_Exercise:_ Go through the data below. List every line that holds the word "this".

= = = = =

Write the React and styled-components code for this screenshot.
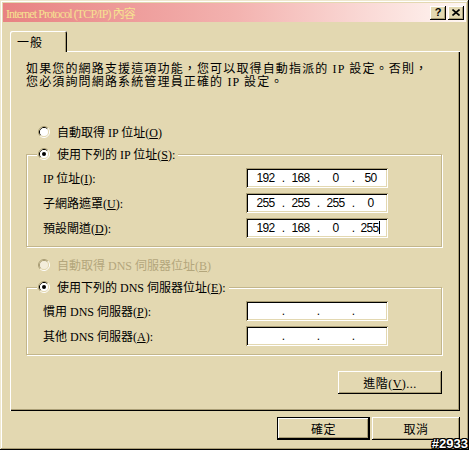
import React from "react";
import styled, { createGlobalStyle } from "styled-components";

const face = "#e3d8b1";
const shadow = "#aa9e76";
const disabledText = "#b3a67c";
const uiFont = `"Liberation Serif", "Noto Sans CJK TC", serif`;

const GlobalStyle = createGlobalStyle`
  html, body {
    margin: 0;
    padding: 0;
    background: ${face};
  }
  body {
    font-family: ${uiFont};
    font-size: 12px;
    color: #000;
  }
`;

const Window = styled.div`
  position: relative;
  width: 469px;
  height: 450px;
  box-sizing: border-box;
  padding: 3px;
  background: ${face};
  box-shadow: inset -1px -1px 0 #000, inset 1px 1px 0 #efe8cf,
    inset -2px -2px 0 ${shadow}, inset 2px 2px 0 #fff;
  display: flex;
  flex-direction: column;
`;

const TitleBar = styled.div`
  height: 19px;
  display: flex;
  align-items: center;
  justify-content: space-between;
  padding: 0 2px 0 3px;
  background: linear-gradient(to right, #e88282 0%, #f3b2af 50%, #fff7f3 100%);
`;

const Title = styled.span`
  color: #f6e190;
  font-size: 12px;
  letter-spacing: -0.9px;
  white-space: nowrap;
`;

const CaptionButtons = styled.div`
  display: flex;
  gap: 2px;
`;

const CaptionButton = styled.div`
  width: 16px;
  height: 14px;
  box-sizing: border-box;
  display: flex;
  align-items: center;
  justify-content: center;
  background: ${face};
  box-shadow: inset -1px -1px 0 #000, inset 1px 1px 0 #fff,
    inset -2px -2px 0 ${shadow}, inset 2px 2px 0 ${face};
  font: bold 11px "Liberation Sans", sans-serif;
  line-height: 14px;
  padding-bottom: 1px;
`;

const Body = styled.div`
  flex: 1;
  padding: 9px 6px 0 7px;
  display: flex;
  flex-direction: column;
`;

const TabStrip = styled.div`
  display: flex;
`;

const Tab = styled.div`
  position: relative;
  z-index: 1;
  width: 57px;
  height: 21px;
  box-sizing: border-box;
  margin-bottom: -1px;
  padding-left: 7px;
  display: flex;
  align-items: center;
  background: ${face};
  border-top-left-radius: 2px;
  border-top-right-radius: 2px;
  box-shadow: inset 1px 1px 0 #fff, inset -1px 0 0 #000, inset -2px 0 0 ${shadow};
  font-family: "Noto Sans CJK TC", sans-serif;
  letter-spacing: 1px;
`;

const TabPanel = styled.div`
  height: 360px;
  box-sizing: border-box;
  padding: 12px 18px 0 16px;
  box-shadow: inset 1px 1px 0 #fff, inset -1px -1px 0 #000,
    inset -2px -2px 0 ${shadow};
  display: flex;
  flex-direction: column;
`;

const Description = styled.p`
  margin: 0 0 32px;
  line-height: 13px;
  letter-spacing: 1.15px;
  white-space: nowrap;
`;

const RadioRow = styled.div`
  height: 22px;
  display: flex;
  align-items: center;
  gap: 7px;
  padding-left: ${(p) => p.$indent || 0}px;
  margin-top: ${(p) => p.$gap || 0}px;
  color: ${(p) => (p.$disabled ? disabledText : "#000")};
  white-space: nowrap;
`;

const GroupBox = styled.fieldset`
  margin: 0;
  padding: 3px 0 ${(p) => p.$bottom}px 10px;
  border: 1px solid #c3b68c;
  box-shadow: inset 1px 1px 0 #fff, 1px 1px 0 #fff;
  display: flex;
  flex-direction: column;
  gap: 5px;
`;

const Legend = styled.legend`
  padding: 0 3px 0 1px;
  background: ${face};
`;

const FieldRow = styled.div`
  display: grid;
  grid-template-columns: 1fr 142px;
  align-items: center;
  height: 20px;
  padding: 0 53px 0 6px;
  white-space: nowrap;
`;

const IpBox = styled.div`
  height: 20px;
  box-sizing: border-box;
  padding: 0 2px 0 4px;
  display: flex;
  align-items: center;
  background: #fff;
  box-shadow: inset 1px 1px 0 ${shadow}, inset -1px -1px 0 #fff,
    inset 2px 2px 0 #000, inset -2px -2px 0 ${face};
  font-family: "Liberation Sans", sans-serif;
  font-size: 12px;
  letter-spacing: -0.7px;
`;

const Octet = styled.span`
  flex: 1;
  text-align: center;
`;

const Dot = styled.span`
  width: 4px;
  text-align: center;
`;

const Caret = styled.span`
  display: inline-block;
  width: 1px;
  height: 13px;
  margin-left: 1px;
  background: #000;
  vertical-align: -2px;
`;

const ActionRow = styled.div`
  display: flex;
  justify-content: flex-end;
  margin-top: ${(p) => p.$gap}px;
  gap: 2px;
`;

const Button = styled.button`
  width: ${(p) => p.$width}px;
  height: 23px;
  padding: 0;
  border: none;
  background: ${face};
  font-family: ${uiFont};
  font-size: 12px;
  color: #000;
  letter-spacing: 0.5px;
  box-shadow: ${(p) =>
    p.$default
      ? `inset 0 0 0 1px #000, inset -2px -2px 0 #000, inset 2px 2px 0 #fff, inset -3px -3px 0 ${shadow}`
      : `inset -1px -1px 0 #000, inset 1px 1px 0 #fff, inset -2px -2px 0 ${shadow}, inset 2px 2px 0 ${face}`};
`;

const Watermark = styled.span`
  position: absolute;
  right: 1px;
  bottom: 0;
  font: bold 13px "Liberation Sans", sans-serif;
  line-height: 13px;
  color: #fff;
  text-shadow: -1px 0 #000, 1px 0 #000, 0 -1px #000, 0 1px #000,
    -1px -1px #000, 1px 1px #000, -1px 1px #000, 1px -1px #000;
`;

function RadioMark({ checked, disabled }) {
  return (
    <svg width="12" height="12" viewBox="0 0 12 12">
      <path d="M2.11 9.89A5.5 5.5 0 0 1 9.89 2.11" stroke={shadow} fill="none" />
      <path d="M9.89 2.11A5.5 5.5 0 0 1 2.11 9.89" stroke="#fff" fill="none" />
      <path d="M2.82 9.18A4.5 4.5 0 0 1 9.18 2.82" stroke={disabled ? shadow : "#000"} fill="none" />
      <path d="M9.18 2.82A4.5 4.5 0 0 1 2.82 9.18" stroke={face} fill="none" />
      <circle cx="6" cy="6" r="4" fill={disabled ? "#f3eddb" : "#fff"} />
      {checked && <circle cx="6" cy="6" r="2" fill="#000" />}
    </svg>
  );
}

function IpField({ value, caret }) {
  const parts = value || ["", "", "", ""];
  return (
    <IpBox>
      {parts.map((p, i) => (
        <React.Fragment key={i}>
          {i > 0 && <Dot>.</Dot>}
          <Octet>
            {p}
            {caret && i === 3 && <Caret />}
          </Octet>
        </React.Fragment>
      ))}
    </IpBox>
  );
}

const ipRows = [
  { label: ["IP 位址(", "I", "):"], value: ["192", "168", "0", "50"] },
  { label: ["子網路遮罩(", "U", "):"], value: ["255", "255", "255", "0"] },
  { label: ["預設閘道(", "D", "):"], value: ["192", "168", "0", "255"], caret: true },
];

const dnsRows = [
  { label: ["慣用 DNS 伺服器(", "P", "):"] },
  { label: ["其他 DNS 伺服器(", "A", "):"] },
];

function Label({ parts }) {
  return (
    <span>
      {parts[0]}
      <u>{parts[1]}</u>
      {parts[2]}
    </span>
  );
}

export default function App() {
  return (
    <>
      <GlobalStyle />
      <Window>
        <TitleBar>
          <Title>Internet Protocol (TCP/IP) 內容</Title>
          <CaptionButtons>
            <CaptionButton>?</CaptionButton>
            <CaptionButton>
              <svg width="8" height="7" viewBox="0 0 8 7">
                <path d="M0.5 0.5L7.5 6.5M7.5 0.5L0.5 6.5" stroke="#000" strokeWidth="1.6" />
              </svg>
            </CaptionButton>
          </CaptionButtons>
        </TitleBar>

        <Body>
          <TabStrip>
            <Tab>一般</Tab>
          </TabStrip>
          <TabPanel>
            <Description>
              如果您的網路支援這項功能，您可以取得自動指派的 IP 設定。否則，
              <br />
              您必須詢問網路系統管理員正確的 IP 設定。
            </Description>

            <RadioRow $indent={12}>
              <RadioMark />
              <span>
                自動取得 IP 位址(<u>O</u>)
              </span>
            </RadioRow>
            <GroupBox $bottom={8}>
              <Legend>
                <RadioRow>
                  <RadioMark checked />
                  <span>
                    使用下列的 IP 位址(<u>S</u>):
                  </span>
                </RadioRow>
              </Legend>
              {ipRows.map((r) => (
                <FieldRow key={r.label[1]}>
                  <Label parts={r.label} />
                  <IpField value={r.value} caret={r.caret} />
                </FieldRow>
              ))}
            </GroupBox>

            <RadioRow $indent={12} $gap={7} $disabled>
              <RadioMark disabled />
              <span>
                自動取得 DNS 伺服器位址(<u>B</u>)
              </span>
            </RadioRow>
            <GroupBox $bottom={8}>
              <Legend>
                <RadioRow>
                  <RadioMark checked />
                  <span>
                    使用下列的 DNS 伺服器位址(<u>E</u>):
                  </span>
                </RadioRow>
              </Legend>
              {dnsRows.map((r) => (
                <FieldRow key={r.label[1]}>
                  <Label parts={r.label} />
                  <IpField />
                </FieldRow>
              ))}
            </GroupBox>

            <ActionRow $gap={16}>
              <Button $width={104}>
                進階(<u>V</u>)...
              </Button>
            </ActionRow>
          </TabPanel>

          <ActionRow $gap={6}>
            <Button $width={93} $default>
              確定
            </Button>
            <Button $width={88}>取消</Button>
          </ActionRow>
        </Body>
        <Watermark>#2933</Watermark>
      </Window>
    </>
  );
}
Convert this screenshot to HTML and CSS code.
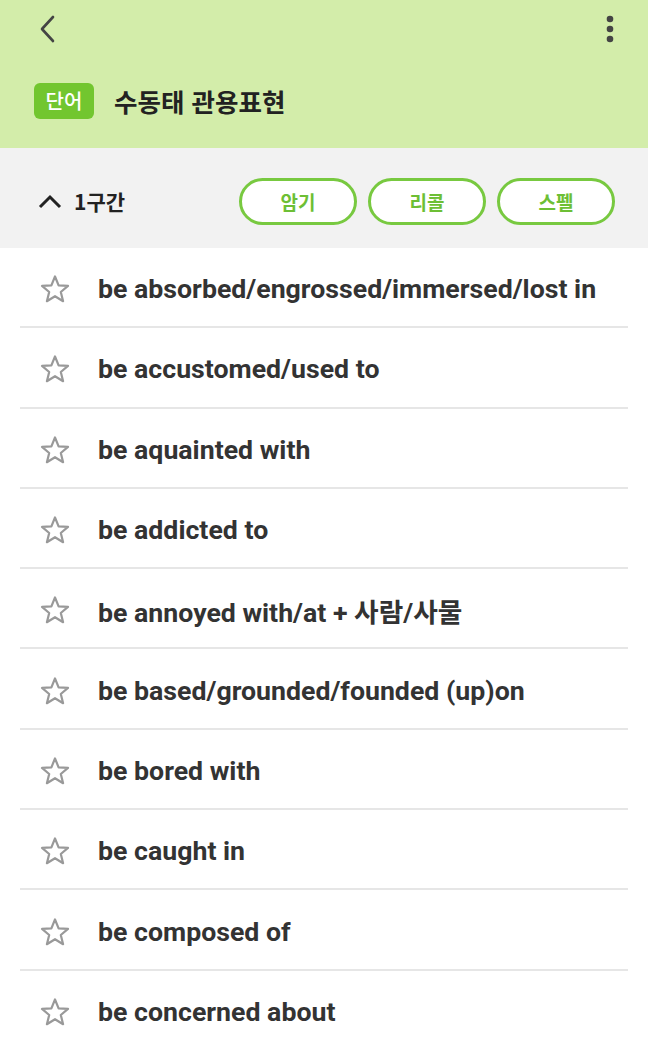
FILE: index.html
```html
<!DOCTYPE html>
<html lang="ko">

<head>
    <meta charset="UTF-8">
    <meta name="viewport" content="width=device-width, initial-scale=1.0">
    <title>수동태 관용표현</title>
    <link rel="stylesheet" href="styles.css">
</head>

<body>
    <header class="top">
        <div class="toolbar">
            <svg class="back" width="20" height="30" viewBox="0 0 20 30">
                <path d="M15 3 L4 15 L15 27" fill="none" stroke="#444" stroke-width="2.6" stroke-linecap="round" stroke-linejoin="round" />
            </svg>
            <svg class="more" width="10" height="30" viewBox="0 0 10 30">
                <circle cx="5" cy="5" r="3.3" fill="#444" />
                <circle cx="5" cy="15" r="3.3" fill="#444" />
                <circle cx="5" cy="25" r="3.3" fill="#444" />
            </svg>
        </div>
        <div class="title_row">
            <span class="badge">단어</span>
            <h1 class="title">수동태 관용표현</h1>
        </div>
    </header>

    <section class="section_bar">
        <div class="section_name">
            <svg width="24" height="16" viewBox="0 0 24 16">
                <path d="M2 14 L12 4 L22 14" fill="none" stroke="#222" stroke-width="3" stroke-linejoin="miter" />
            </svg>
            <span>1구간</span>
        </div>
        <div class="modes">
            <button class="mode_btn">암기</button>
            <button class="mode_btn">리콜</button>
            <button class="mode_btn">스펠</button>
        </div>
    </section>

    <ul class="word_list" id="word_list"></ul>

    <script>
        let words = [
            "be absorbed/engrossed/immersed/lost in",
            "be accustomed/used to",
            "be aquainted with",
            "be addicted to",
            "be annoyed with/at + 사람/사물",
            "be based/grounded/founded (up)on",
            "be bored with",
            "be caught in",
            "be composed of",
            "be concerned about"
        ];
        let list = document.getElementById("word_list");
        for (let i = 0; i < words.length; i++) {
            let row = document.createElement("li");
            row.className = "word_row";
            row.innerHTML = `<svg class="star" width="32" height="30" viewBox="0 0 32 30">
                <path d="M16 2.5 L19.6 11.3 L29 11.9 L21.8 18 L24.1 27.2 L16 22.2 L7.9 27.2 L10.2 18 L3 11.9 L12.4 11.3 Z"
                    fill="none" stroke="#999" stroke-width="2.2" stroke-linejoin="round" /></svg>
                <span class="word"></span>`;
            row.querySelector(".word").textContent = words[i];
            list.appendChild(row);
        }
    </script>
</body>

</html>
```

FILE: styles.css
```css
body {
    margin: 0;
    background-color: white;
    font-family: Roboto, "Noto Sans CJK KR", sans-serif;
    color: #333;
}

.top {
    background-color: #d3edaa;
    height: 148px;
}

.toolbar {
    display: flex;
    justify-content: space-between;
    align-items: center;
    padding: 14px 33px 0 38px;
    height: 30px;
}

.title_row {
    display: flex;
    align-items: center;
    padding: 38px 0 0 34px;
}

.badge {
    background-color: #72c62f;
    color: white;
    font-family: "Noto Sans CJK KR", sans-serif;
    font-size: 20px;
    font-weight: 500;
    border-radius: 6px;
    width: 60px;
    height: 36px;
    display: flex;
    align-items: center;
    justify-content: center;
}

.title {
    margin: 0 0 0 20px;
    font-family: "Noto Sans CJK KR", sans-serif;
    font-size: 25.5px;
    font-weight: bold;
    color: #222;
}

.section_bar {
    background-color: #f2f2f2;
    height: 100px;
    box-sizing: border-box;
    display: flex;
    align-items: center;
    justify-content: space-between;
    padding: 6px 33px 0 38px;
}

.section_name {
    display: flex;
    align-items: center;
    gap: 12px;
    font-family: "Noto Sans CJK KR", sans-serif;
    font-size: 21px;
    font-weight: bold;
    color: #222;
}

.modes {
    display: flex;
    gap: 11px;
}

.mode_btn {
    width: 118px;
    height: 47px;
    border: 3px solid #78c940;
    border-radius: 24px;
    background-color: white;
    color: #6dbf35;
    font-family: "Noto Sans CJK KR", sans-serif;
    font-size: 19px;
    font-weight: bold;
    padding: 0;
}

.word_list {
    list-style: none;
    margin: 0;
    padding: 0 20px;
}

.word_row {
    display: flex;
    align-items: center;
    height: 78.3px;
    border-bottom: 2px solid #e6e6e6;
}

.star {
    margin: 4px 27px 0 19px;
}

.word {
    font-size: 26.7px;
    font-weight: bold;
    color: #333;
    padding-top: 4px;
}
```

= = = = =

_Correct output:_
Write the React and styled-components code for this screenshot.
Convert this screenshot to HTML and CSS code.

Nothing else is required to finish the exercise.